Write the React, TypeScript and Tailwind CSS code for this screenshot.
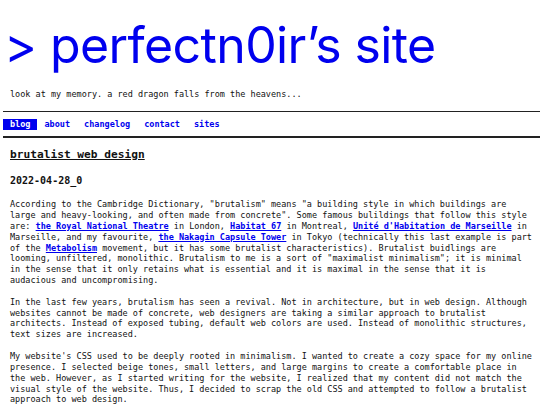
import React from "react";

const navItems = ["blog", "about", "changelog", "contact", "sites"];

function A({ children }: { children: React.ReactNode }) {
  return (
    <a href="#" className="font-bold text-[#0000ee] underline">
      {children}
    </a>
  );
}

export default function App() {
  return (
    <div className="min-h-screen bg-white font-['DejaVu_Sans_Mono',monospace] text-[8.5px] leading-[10.9px] text-[#111]">
      <header className="pl-[4px] pt-[16px]">
        <h1 className="font-['Inter',sans-serif] text-[50px] leading-[58px] tracking-[-0.6px] text-[#0000ee]">
          &gt; perfectn0ir’s site
        </h1>
      </header>

      <p className="mt-[15px] px-[10px]">
        look at my memory. a red dragon falls from the heavens...
      </p>

      <div className="ml-[3px] mt-[11px] h-[1.5px] bg-[#222]" />

      <nav className="ml-[3px] mt-[7px] flex font-bold leading-[11px]">
        {navItems.map((item, i) => (
          <a
            key={item}
            href="#"
            className={
              i === 0
                ? "bg-[#0000ee] px-[7px] text-white"
                : "px-[7px] text-[#0000ee]"
            }
          >
            {item}
          </a>
        ))}
      </nav>

      <div className="ml-[3px] mt-[6px] h-[1.5px] bg-[#222]" />

      <main className="pl-[10px] pr-[2px] pt-[10px]">
        <h2 className="text-[11.2px] font-bold leading-[14px] underline">
          brutalist web design
        </h2>

        <h3 className="mt-[12px] text-[10px] font-bold leading-[13px]">
          2022-04-28_0
        </h3>

        <div className="max-w-[102.5ch]">
          <p className="mt-[12px]">
            According to the Cambridge Dictionary, "brutalism" means "a building
            style in which buildings are large and heavy-looking, and often made
            from concrete". Some famous bulildings that follow this style are:{" "}
            <A>the Royal National Theatre</A> in London, <A>Habitat 67</A> in
            Montreal, <A>Unité d'Habitation de Marseille</A> in Marseille, and my
            favourite, <A>the Nakagin Capsule Tower</A> in Tokyo (technically
            this last example is part of the <A>Metabolism</A> movement, but it
            has some brutalist characteristics). Brutalist buidlings are
            looming, unfiltered, monolithic. Brutalism to me is a sort of
            "maximalist minimalism"; it is minimal in the sense that it only
            retains what is essential and it is maximal in the sense that it is
            audacious and uncompromising.
          </p>

          <p className="mt-[10.5px]">
            In the last few years, brutalism has seen a revival. Not in
            architecture, but in web design. Although websites cannot be made of
            concrete, web designers are taking a similar approach to brutalist
            architects. Instead of exposed tubing, default web colors are used.
            Instead of monolithic structures, text sizes are increased.
          </p>

          <p className="mt-[10.5px]">
            My website's CSS used to be deeply rooted in minimalism. I wanted to
            create a cozy space for my online presence. I selected beige tones,
            small letters, and large margins to create a comfortable place in
            the web. However, as I started writing for the website, I realized
            that my content did not match the visual style of the website. Thus,
            I decided to scrap the old CSS and attempted to follow a brutalist
            approach to web design.
          </p>
        </div>
      </main>
    </div>
  );
}
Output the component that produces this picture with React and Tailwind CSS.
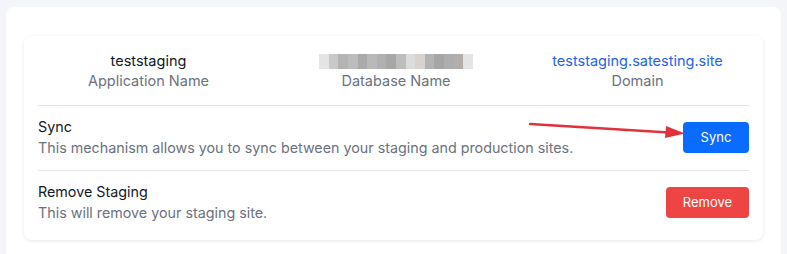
import React from 'react';

const blur = ['#e4e4e4', '#c9c9c9', '#b4b4b4', '#bcbcbc', '#aaaaaa', '#b9b9b9', '#b0b0b0', '#a7a7a7', '#bdbdbd', '#dcdcdc', '#d6d3d0', '#b3b3b3', '#a5a5a5', '#adadad', '#b1aeab', '#e2e4e6'];

function Blurred() {
  return (
    <div className="flex h-[15px]">
      {blur.map((c, i) => (
        <div key={i} className="h-full w-[9.6px]" style={{ background: c }} />
      ))}
    </div>
  );
}

export default function App() {
  return (
    <div className="h-[254px] w-[787px] overflow-hidden bg-[#f4f5f9] pl-[6px] pr-[6px] pt-[7px] font-['Inter',sans-serif]">
      <div className="h-[300px] rounded-lg bg-white px-[18px] pt-[29px]">
        <div className="relative rounded-lg bg-white px-[14px] pb-[17px] shadow-[0_1px_4px_rgba(0,0,0,0.09)]">
          <div className="grid grid-cols-3 pb-[14px] pt-[15px] text-center text-[14.5px] leading-[20px]">
            <div className="pr-[16px]">
              <div className="text-[#111827]">teststaging</div>
              <div className="text-[#6b7280]">Application Name</div>
            </div>
            <div className="flex flex-col items-center pl-[5px]">
              <div className="flex h-[20px] items-center">
                <Blurred />
              </div>
              <div className="text-[#6b7280]">Database Name</div>
            </div>
            <div className="pl-[14px]">
              <div className="text-[#2563eb]">teststaging.satesting.site</div>
              <div className="text-[#6b7280]">Domain</div>
            </div>
          </div>
          <div className="flex items-center justify-between border-t border-[#e5e7eb] pb-[12px] pt-[10px] text-[14.3px] leading-[21px]">
            <div>
              <div className="text-[#111827]">Sync</div>
              <div className="text-[#6b7280]">This mechanism allows you to sync between your staging and production sites.</div>
            </div>
            <button className="h-[31px] w-[66px] rounded-[4px] bg-[#0a6cff] text-[13px] text-white">Sync</button>
          </div>
          <div className="flex items-center justify-between border-t border-[#e5e7eb] pt-[10px] text-[14.3px] leading-[21px]">
            <div>
              <div className="text-[#111827]">Remove Staging</div>
              <div className="text-[#6b7280]">This will remove your staging site.</div>
            </div>
            <button className="h-[31px] w-[83px] rounded-[4px] bg-[#ef4444] text-[13px] text-white">Remove</button>
          </div>
          <svg className="absolute left-[505px] top-[82px]" width="160" height="20" viewBox="0 0 160 20">
            <line x1="1" y1="6" x2="148" y2="15" stroke="#e0323c" strokeWidth="2.5" strokeLinecap="round" />
            <path d="M137 8 L156 15.5 L136 20 Z" fill="#e0323c" />
          </svg>
        </div>
      </div>
    </div>
  );
}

*Brief:* Skip the pictures and transcribe the rest of the records exactly.

*Correct result:*
Write the React, TypeScript and Tailwind CSS code for this screenshot.
import React from "react";

const navItems = ["blog", "about", "changelog", "contact", "sites"];

function A({ children }: { children: React.ReactNode }) {
  return (
    <a href="#" className="font-bold text-[#0000ee] underline">
      {children}
    </a>
  );
}

export default function App() {
  return (
    <div className="min-h-screen bg-white font-['DejaVu_Sans_Mono',monospace] text-[8.5px] leading-[10.9px] text-[#111]">
      <header className="pl-[4px] pt-[16px]">
        <h1 className="font-['Inter',sans-serif] text-[50px] leading-[58px] tracking-[-0.6px] text-[#0000ee]">
          &gt; perfectn0ir’s site
        </h1>
      </header>

      <p className="mt-[15px] px-[10px]">
        look at my memory. a red dragon falls from the heavens...
      </p>

      <div className="ml-[3px] mt-[11px] h-[1.5px] bg-[#222]" />

      <nav className="ml-[3px] mt-[7px] flex font-bold leading-[11px]">
        {navItems.map((item, i) => (
          <a
            key={item}
            href="#"
            className={
              i === 0
                ? "bg-[#0000ee] px-[7px] text-white"
                : "px-[7px] text-[#0000ee]"
            }
          >
            {item}
          </a>
        ))}
      </nav>

      <div className="ml-[3px] mt-[6px] h-[1.5px] bg-[#222]" />

      <main className="pl-[10px] pr-[2px] pt-[10px]">
        <h2 className="text-[11.2px] font-bold leading-[14px] underline">
          brutalist web design
        </h2>

        <h3 className="mt-[12px] text-[10px] font-bold leading-[13px]">
          2022-04-28_0
        </h3>

        <div className="max-w-[102.5ch]">
          <p className="mt-[12px]">
            According to the Cambridge Dictionary, "brutalism" means "a building
            style in which buildings are large and heavy-looking, and often made
            from concrete". Some famous bulildings that follow this style are:{" "}
            <A>the Royal National Theatre</A> in London, <A>Habitat 67</A> in
            Montreal, <A>Unité d'Habitation de Marseille</A> in Marseille, and my
            favourite, <A>the Nakagin Capsule Tower</A> in Tokyo (technically
            this last example is part of the <A>Metabolism</A> movement, but it
            has some brutalist characteristics). Brutalist buidlings are
            looming, unfiltered, monolithic. Brutalism to me is a sort of
            "maximalist minimalism"; it is minimal in the sense that it only
            retains what is essential and it is maximal in the sense that it is
            audacious and uncompromising.
          </p>

          <p className="mt-[10.5px]">
            In the last few years, brutalism has seen a revival. Not in
            architecture, but in web design. Although websites cannot be made of
            concrete, web designers are taking a similar approach to brutalist
            architects. Instead of exposed tubing, default web colors are used.
            Instead of monolithic structures, text sizes are increased.
          </p>

          <p className="mt-[10.5px]">
            My website's CSS used to be deeply rooted in minimalism. I wanted to
            create a cozy space for my online presence. I selected beige tones,
            small letters, and large margins to create a comfortable place in
            the web. However, as I started writing for the website, I realized
            that my content did not match the visual style of the website. Thus,
            I decided to scrap the old CSS and attempted to follow a brutalist
            approach to web design.
          </p>
        </div>
      </main>
    </div>
  );
}
Output the component that produces this picture with React and Tailwind CSS.
import React from 'react';

const blur = ['#e4e4e4', '#c9c9c9', '#b4b4b4', '#bcbcbc', '#aaaaaa', '#b9b9b9', '#b0b0b0', '#a7a7a7', '#bdbdbd', '#dcdcdc', '#d6d3d0', '#b3b3b3', '#a5a5a5', '#adadad', '#b1aeab', '#e2e4e6'];

function Blurred() {
  return (
    <div className="flex h-[15px]">
      {blur.map((c, i) => (
        <div key={i} className="h-full w-[9.6px]" style={{ background: c }} />
      ))}
    </div>
  );
}

export default function App() {
  return (
    <div className="h-[254px] w-[787px] overflow-hidden bg-[#f4f5f9] pl-[6px] pr-[6px] pt-[7px] font-['Inter',sans-serif]">
      <div className="h-[300px] rounded-lg bg-white px-[18px] pt-[29px]">
        <div className="relative rounded-lg bg-white px-[14px] pb-[17px] shadow-[0_1px_4px_rgba(0,0,0,0.09)]">
          <div className="grid grid-cols-3 pb-[14px] pt-[15px] text-center text-[14.5px] leading-[20px]">
            <div className="pr-[16px]">
              <div className="text-[#111827]">teststaging</div>
              <div className="text-[#6b7280]">Application Name</div>
            </div>
            <div className="flex flex-col items-center pl-[5px]">
              <div className="flex h-[20px] items-center">
                <Blurred />
              </div>
              <div className="text-[#6b7280]">Database Name</div>
            </div>
            <div className="pl-[14px]">
              <div className="text-[#2563eb]">teststaging.satesting.site</div>
              <div className="text-[#6b7280]">Domain</div>
            </div>
          </div>
          <div className="flex items-center justify-between border-t border-[#e5e7eb] pb-[12px] pt-[10px] text-[14.3px] leading-[21px]">
            <div>
              <div className="text-[#111827]">Sync</div>
              <div className="text-[#6b7280]">This mechanism allows you to sync between your staging and production sites.</div>
            </div>
            <button className="h-[31px] w-[66px] rounded-[4px] bg-[#0a6cff] text-[13px] text-white">Sync</button>
          </div>
          <div className="flex items-center justify-between border-t border-[#e5e7eb] pt-[10px] text-[14.3px] leading-[21px]">
            <div>
              <div className="text-[#111827]">Remove Staging</div>
              <div className="text-[#6b7280]">This will remove your staging site.</div>
            </div>
            <button className="h-[31px] w-[83px] rounded-[4px] bg-[#ef4444] text-[13px] text-white">Remove</button>
          </div>
          <svg className="absolute left-[505px] top-[82px]" width="160" height="20" viewBox="0 0 160 20">
            <line x1="1" y1="6" x2="148" y2="15" stroke="#e0323c" strokeWidth="2.5" strokeLinecap="round" />
            <path d="M137 8 L156 15.5 L136 20 Z" fill="#e0323c" />
          </svg>
        </div>
      </div>
    </div>
  );
}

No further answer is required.